Feral berserks. Ritualistic trances. Forest spirits. These will help focalize our research questions on a variety of philosophical, legal, and literary fronts: how do humans relate to a world of non-human life? Can we glimpse animal consciousness? What are the limits and boundaries of human forms? Who is considered human, anyway? The Nordic region in particular offers several cultures and configurations of trans-humanism that have captivated popular American imagination for centuries. From sacred Sámi tales to remnants of Viking Age myths and from Swedish environmental advocates to a certain famous Danish fairy tale writer, Europe’s northern-most region gives us an opportunity to learn critical reading skills, compositional strategies, and research methods in an unfamiliar and specific field. No previous experience with Scandinavian cultures or languages is necessary or expected, as all of the texts will be in translation.

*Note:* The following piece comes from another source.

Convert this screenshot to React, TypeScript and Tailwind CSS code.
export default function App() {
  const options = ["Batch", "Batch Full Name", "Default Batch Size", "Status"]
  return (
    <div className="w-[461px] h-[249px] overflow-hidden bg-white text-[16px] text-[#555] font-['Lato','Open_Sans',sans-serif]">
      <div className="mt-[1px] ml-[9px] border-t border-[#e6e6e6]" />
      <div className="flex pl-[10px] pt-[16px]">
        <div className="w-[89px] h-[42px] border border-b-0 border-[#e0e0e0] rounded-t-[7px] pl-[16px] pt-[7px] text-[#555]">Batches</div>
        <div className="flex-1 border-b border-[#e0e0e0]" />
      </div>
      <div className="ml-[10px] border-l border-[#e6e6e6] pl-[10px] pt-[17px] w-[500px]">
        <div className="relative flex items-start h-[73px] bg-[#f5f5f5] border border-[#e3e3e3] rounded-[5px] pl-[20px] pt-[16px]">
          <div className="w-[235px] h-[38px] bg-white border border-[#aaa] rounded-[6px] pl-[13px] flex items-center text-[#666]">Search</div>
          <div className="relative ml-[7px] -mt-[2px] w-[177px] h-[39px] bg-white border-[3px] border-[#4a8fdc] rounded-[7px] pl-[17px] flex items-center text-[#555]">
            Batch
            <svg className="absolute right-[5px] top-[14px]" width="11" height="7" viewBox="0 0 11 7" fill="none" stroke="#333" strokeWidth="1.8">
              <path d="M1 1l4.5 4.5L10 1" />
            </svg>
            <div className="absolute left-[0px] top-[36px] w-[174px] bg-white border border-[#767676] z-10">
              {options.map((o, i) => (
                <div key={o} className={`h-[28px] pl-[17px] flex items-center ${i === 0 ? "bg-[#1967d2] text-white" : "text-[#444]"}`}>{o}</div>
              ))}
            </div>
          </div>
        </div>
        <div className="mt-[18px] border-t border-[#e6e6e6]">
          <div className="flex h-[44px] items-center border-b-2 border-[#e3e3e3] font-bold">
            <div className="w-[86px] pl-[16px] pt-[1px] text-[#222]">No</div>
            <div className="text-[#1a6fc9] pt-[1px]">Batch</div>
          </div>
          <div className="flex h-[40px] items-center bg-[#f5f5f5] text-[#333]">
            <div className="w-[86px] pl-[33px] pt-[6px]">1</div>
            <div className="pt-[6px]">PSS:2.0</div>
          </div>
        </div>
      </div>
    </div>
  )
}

In this course, we will distinguish primary sources from secondary, scholarly from popular, and define relevant research; these are transferrable skills to any environment, whether academic, corporate, or personal. With the critical writing background from R5A or R1A (the prerequisite for this course), we can focus on making innovative arguments in two main research papers.
- The Saga of Hrolf Kraki translated by Jesse Byock
- Becoming Animal by David Abram
- The Wonderful Adventures of Nils Holgersson by Selma Lagerlöf
- The Forest of Hours by Kerstin Ekman
Provided on bCourses
- Sections of The Prose Edda to be made available on bCourses
- Sections of Fragments of Lappish Mythology by Lars Levi Laestadius
- Selections of Hans Christian Andersen’s tales
- “The Little Mermaid”
- “The Phoenix Bird”
- “The Wild Swans”
- Selections from Kalevala: The Land of the Heroes translated by Kirby – 978-1409925491
- The first Väinämöinen cycle
This course satisfies the second half or the “B” portion of the Reading and Composition requirement.

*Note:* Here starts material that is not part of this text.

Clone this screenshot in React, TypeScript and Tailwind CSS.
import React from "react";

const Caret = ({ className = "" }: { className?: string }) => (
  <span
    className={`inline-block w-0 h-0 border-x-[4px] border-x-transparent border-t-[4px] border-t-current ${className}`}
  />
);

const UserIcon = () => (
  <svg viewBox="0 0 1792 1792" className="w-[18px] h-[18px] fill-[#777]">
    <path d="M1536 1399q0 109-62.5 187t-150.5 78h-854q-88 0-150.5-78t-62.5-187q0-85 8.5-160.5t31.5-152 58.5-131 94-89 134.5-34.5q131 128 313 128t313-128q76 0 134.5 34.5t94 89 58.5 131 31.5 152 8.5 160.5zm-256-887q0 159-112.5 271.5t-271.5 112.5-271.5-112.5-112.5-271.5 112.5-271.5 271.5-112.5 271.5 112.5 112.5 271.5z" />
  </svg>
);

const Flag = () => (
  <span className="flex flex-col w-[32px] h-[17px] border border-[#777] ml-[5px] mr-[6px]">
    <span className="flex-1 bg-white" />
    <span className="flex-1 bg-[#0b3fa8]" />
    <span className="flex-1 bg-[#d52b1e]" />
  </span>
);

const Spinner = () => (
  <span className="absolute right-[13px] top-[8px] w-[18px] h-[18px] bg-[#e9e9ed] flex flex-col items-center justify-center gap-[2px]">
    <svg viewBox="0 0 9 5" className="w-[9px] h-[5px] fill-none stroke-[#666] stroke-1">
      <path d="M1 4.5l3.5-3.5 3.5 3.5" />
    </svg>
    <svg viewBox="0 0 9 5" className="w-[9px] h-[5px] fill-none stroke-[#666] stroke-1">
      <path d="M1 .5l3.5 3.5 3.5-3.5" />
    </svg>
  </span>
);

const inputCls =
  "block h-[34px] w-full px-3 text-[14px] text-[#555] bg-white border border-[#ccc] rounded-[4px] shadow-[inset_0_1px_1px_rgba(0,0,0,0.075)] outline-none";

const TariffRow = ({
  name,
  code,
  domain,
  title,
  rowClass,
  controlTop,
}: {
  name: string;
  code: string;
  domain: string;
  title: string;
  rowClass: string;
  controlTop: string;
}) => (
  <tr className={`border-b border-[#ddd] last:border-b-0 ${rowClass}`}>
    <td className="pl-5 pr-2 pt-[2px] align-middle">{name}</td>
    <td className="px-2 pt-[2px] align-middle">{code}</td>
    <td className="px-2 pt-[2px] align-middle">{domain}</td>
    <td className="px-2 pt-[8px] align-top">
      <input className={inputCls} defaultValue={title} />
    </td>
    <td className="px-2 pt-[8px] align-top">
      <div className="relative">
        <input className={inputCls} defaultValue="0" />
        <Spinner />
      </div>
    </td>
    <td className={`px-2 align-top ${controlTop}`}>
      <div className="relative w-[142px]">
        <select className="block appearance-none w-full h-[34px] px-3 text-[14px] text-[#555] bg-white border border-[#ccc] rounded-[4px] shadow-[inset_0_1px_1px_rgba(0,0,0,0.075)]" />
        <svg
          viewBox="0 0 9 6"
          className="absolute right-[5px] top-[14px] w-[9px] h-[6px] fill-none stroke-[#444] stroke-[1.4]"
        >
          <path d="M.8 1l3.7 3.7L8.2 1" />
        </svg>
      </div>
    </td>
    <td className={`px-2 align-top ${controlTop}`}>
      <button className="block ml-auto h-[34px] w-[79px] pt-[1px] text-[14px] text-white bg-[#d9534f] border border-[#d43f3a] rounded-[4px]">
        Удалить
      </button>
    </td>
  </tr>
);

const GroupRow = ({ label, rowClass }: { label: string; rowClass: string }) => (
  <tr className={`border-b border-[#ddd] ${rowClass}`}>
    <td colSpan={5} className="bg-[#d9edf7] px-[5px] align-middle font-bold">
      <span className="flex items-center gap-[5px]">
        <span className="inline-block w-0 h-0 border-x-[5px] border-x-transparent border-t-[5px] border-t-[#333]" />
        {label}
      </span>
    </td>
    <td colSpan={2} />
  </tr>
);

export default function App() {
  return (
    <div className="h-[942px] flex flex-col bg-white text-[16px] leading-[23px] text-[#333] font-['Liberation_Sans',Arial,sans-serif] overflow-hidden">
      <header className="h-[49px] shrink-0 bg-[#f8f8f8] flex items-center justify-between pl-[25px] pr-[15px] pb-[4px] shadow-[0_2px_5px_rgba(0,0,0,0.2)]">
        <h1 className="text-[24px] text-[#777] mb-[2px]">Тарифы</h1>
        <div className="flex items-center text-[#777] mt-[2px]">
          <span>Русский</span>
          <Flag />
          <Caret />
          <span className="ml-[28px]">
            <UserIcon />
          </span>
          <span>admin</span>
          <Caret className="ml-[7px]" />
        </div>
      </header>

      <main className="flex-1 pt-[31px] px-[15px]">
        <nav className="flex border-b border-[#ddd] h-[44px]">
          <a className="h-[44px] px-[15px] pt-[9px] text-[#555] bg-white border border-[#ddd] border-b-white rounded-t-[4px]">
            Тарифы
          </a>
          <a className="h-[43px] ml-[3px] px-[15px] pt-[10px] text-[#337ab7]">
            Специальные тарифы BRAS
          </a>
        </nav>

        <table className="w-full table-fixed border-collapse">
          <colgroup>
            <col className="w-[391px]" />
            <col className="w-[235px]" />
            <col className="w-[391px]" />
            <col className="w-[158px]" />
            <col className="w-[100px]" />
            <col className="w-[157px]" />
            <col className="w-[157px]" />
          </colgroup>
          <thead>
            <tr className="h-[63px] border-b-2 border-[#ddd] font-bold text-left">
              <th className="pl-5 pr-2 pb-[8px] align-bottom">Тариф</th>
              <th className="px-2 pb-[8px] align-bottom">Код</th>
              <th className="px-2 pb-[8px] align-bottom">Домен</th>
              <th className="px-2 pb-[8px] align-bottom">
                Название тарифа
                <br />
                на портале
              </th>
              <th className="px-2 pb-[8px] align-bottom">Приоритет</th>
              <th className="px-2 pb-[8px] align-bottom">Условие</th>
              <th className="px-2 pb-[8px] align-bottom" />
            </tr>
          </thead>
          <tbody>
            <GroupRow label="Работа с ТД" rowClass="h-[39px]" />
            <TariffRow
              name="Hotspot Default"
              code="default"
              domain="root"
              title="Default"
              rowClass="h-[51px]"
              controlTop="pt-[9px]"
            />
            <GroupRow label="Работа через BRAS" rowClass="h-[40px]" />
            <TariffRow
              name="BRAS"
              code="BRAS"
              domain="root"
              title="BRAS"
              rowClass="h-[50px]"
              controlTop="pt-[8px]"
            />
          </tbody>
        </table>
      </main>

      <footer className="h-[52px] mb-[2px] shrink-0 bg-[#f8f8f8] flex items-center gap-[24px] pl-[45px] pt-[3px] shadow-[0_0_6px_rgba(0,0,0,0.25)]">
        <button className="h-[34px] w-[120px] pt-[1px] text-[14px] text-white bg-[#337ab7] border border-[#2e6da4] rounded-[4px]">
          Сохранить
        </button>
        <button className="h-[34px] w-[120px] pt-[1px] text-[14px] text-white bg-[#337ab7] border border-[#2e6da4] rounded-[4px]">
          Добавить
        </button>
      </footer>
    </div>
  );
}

Prerequisite: Successful completion of the “A” portion of the Reading & Composition requirement or its equivalent. Students may not enroll in nor attend R1B/R5B courses without completing this prerequisite.

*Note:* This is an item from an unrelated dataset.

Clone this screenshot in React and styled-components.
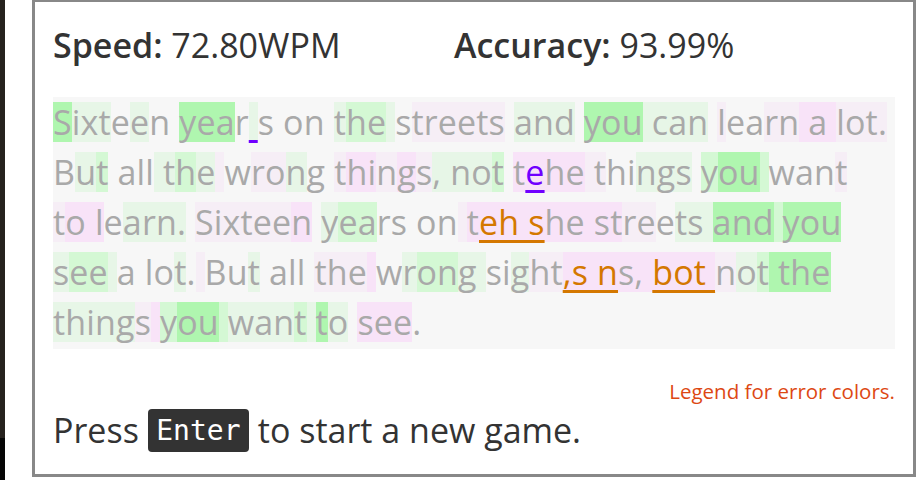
import React from 'react';
import styled, { createGlobalStyle } from 'styled-components';

const GlobalStyle = createGlobalStyle`
  html, body {
    margin: 0;
    padding: 0;
    background: #fff;
    overflow: hidden;
  }
  body {
    font-family: 'Open Sans', 'Noto Sans', sans-serif;
  }
`;

// background shades used for the per-character timing heatmap
const shades = {
  G: '#aff6af',
  M: '#d4f8d4',
  L: '#e7f6e7',
  P: '#f8e3f8',
  Q: '#f6eef6',
  '': 'transparent',
};

const marks = {
  cursor: '#7000ff',
  error: '#d47800',
};

// each line: [text, shade, mark]
const lines = [
  [
    ['S', 'G'], ['ixt', 'L'], ['e', ''], ['e', 'L'], ['n ', ''],
    ['yea', 'G'], ['r', ''], [' ', 'L', 'cursor'], ['s on ', ''],
    ['t', 'L'], ['he', 'M'], [' ', 'L'], ['s', ''], ['treets', 'Q'],
    [' ', ''], ['and', 'L'], [' ', ''], ['you', 'G'], [' can', 'L'],
    [' ', ''], ['l', 'Q'], ['ea', ''], ['rn', 'Q'], [' a ', 'P'], ['lot.', 'Q'],
  ],
  [
    ['B', ''], ['u', 'L'], ['t', 'M'], [' all', ''], [' t', 'L'], ['h', 'M'],
    ['e', 'L'], [' ', 'Q'], ['w', ''], ['ro', 'Q'], ['n', 'L'], ['g ', ''],
    ['t', 'Q'], ['hi', 'P'], ['n', 'Q'], ['g', 'P'], ['s', 'Q'], [', no', 'L'],
    ['t', 'M'], [' ', ''], ['t', 'P'], ['e', 'P', 'cursor'], ['he', 'P'],
    [' t', 'Q'], ['hi', ''], ['ngs', 'L'], [' ', ''], ['y', 'M'], ['ou', 'G'],
    [' ', 'M'], ['wan', ''], ['t', 'Q'],
  ],
  [
    ['t', 'Q'], ['o ', 'P'], ['l', 'P'], ['e', ''], ['arn.', 'L'], [' ', ''],
    ['Sixtee', 'Q'], ['n', 'P'], [' ', ''], ['y', 'L'], ['ea', 'M'],
    ['rs on', ''], [' ', 'Q'], ['t', 'P'], ['eh s', 'P', 'error'],
    ['he st', 'P'], ['re', 'Q'], ['e', ''], ['ts', 'L'], [' ', 'L'],
    ['and', 'G'], [' ', 'M'], ['you', 'G'],
  ],
  [
    ['s', 'L'], ['ee', 'M'], [' ', 'L'], ['a lo', ''], ['t', 'L'], ['.', ''],
    [' ', 'Q'], ['Bu', ''], ['t', 'L'], [' all ', ''], ['the', 'Q'], [' ', 'P'],
    ['w', ''], ['r', 'L'], ['on', 'M'], ['g', 'L'], [' ', 'L'], ['si', ''],
    ['g', 'L'], ['ht', 'Q'], [',s n', 'P', 'error'], ['s, ', 'P'],
    ['bot ', 'P', 'error'], ['n', 'Q'], ['o', 'L'], ['t', 'M'], [' the', 'G'],
  ],
  [
    ['thing', 'L'], ['s', 'Q'], [' ', 'P'], ['y', 'M'], ['ou', 'G'], [' ', 'M'],
    ['wan', 'L'], ['t', 'M'], [' ', 'L'], ['t', 'G'], ['o', 'L'], [' ', ''],
    ['see', 'P'], ['.', ''],
  ],
];

// --- styled components ---
const Screen = styled.div`
  display: flex;
  height: 480px;
  background: #fff;
`;

const EdgeStrip = styled.div`
  width: 5px;
  flex: none;
  background: linear-gradient(to bottom, #26221e 0 438px, #060606 438px);
`;

const Panel = styled.div`
  box-sizing: border-box;
  margin: -1px 0 0 27px;
  width: 884px;
  height: 478px;
  border: 3px solid #888;
  padding: 0 18px;
  display: flex;
  flex-direction: column;
  color: #333;
`;

const Stats = styled.div`
  display: flex;
  height: 95px;
  box-sizing: border-box;
  align-items: center;
  padding-bottom: 9px;
  font-size: 34px;
`;

const Stat = styled.div`
  width: 401px;
  flex: none;

  b {
    font-weight: 600;
  }
`;

const Passage = styled.div`
  background: #f7f7f7;
  padding-bottom: 2px;
  font-size: 34px;
  letter-spacing: 0.15px;
  color: #a9a9a9;
`;

const Line = styled.div`
  display: flex;
  align-items: center;
  height: 50px;
  white-space: pre;
`;

const Seg = styled.span`
  height: 40px;
  line-height: 40px;
  background: ${(p) => shades[p.$shade]};
  color: ${(p) => (p.$mark ? marks[p.$mark] : 'inherit')};
  text-decoration: ${(p) => (p.$mark ? 'underline' : 'none')};
  text-decoration-thickness: 3px;
  text-underline-offset: 5px;
`;

const Legend = styled.div`
  margin-top: 28px;
  text-align: right;
  font-size: 20.5px;
  color: #dd4814;
`;

const Prompt = styled.div`
  margin-top: 2px;
  display: flex;
  align-items: center;
  gap: 9px;
  font-size: 34px;
`;

const Key = styled.kbd`
  display: inline-flex;
  align-items: center;
  justify-content: center;
  box-sizing: border-box;
  width: 101px;
  height: 43px;
  border-radius: 4px;
  background: #333;
  color: #fff;
  font-family: 'DejaVu Sans Mono', 'Liberation Mono', monospace;
  font-size: 28px;
`;

export default function App() {
  return (
    <>
      <GlobalStyle />
      <Screen>
        <EdgeStrip />
        <Panel>
          <Stats>
            <Stat>
              <b>Speed:</b> 72.80WPM
            </Stat>
            <Stat>
              <b>Accuracy:</b> 93.99%
            </Stat>
          </Stats>
          <Passage>
            {lines.map((line, i) => (
              <Line key={i}>
                {line.map(([text, shade, mark], j) => (
                  <Seg key={j} $shade={shade} $mark={mark}>
                    {text}
                  </Seg>
                ))}
              </Line>
            ))}
          </Passage>
          <Legend>Legend for error colors.</Legend>
          <Prompt>
            Press <Key>Enter</Key> to start a new game.
          </Prompt>
        </Panel>
      </Screen>
    </>
  );
}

Due to the high demand for R&C courses we monitor attendance very carefully. Attendance is mandatory the first two weeks of classes, this includes all enrolled and wait listed students. If you do not attend all classes the first two weeks you may be dropped. If you are attempting to add into this class during weeks 1 and 2 and did not attend the first day, you will be expected to attend all class meetings thereafter and, if space permits, you may be enrolled from the wait list.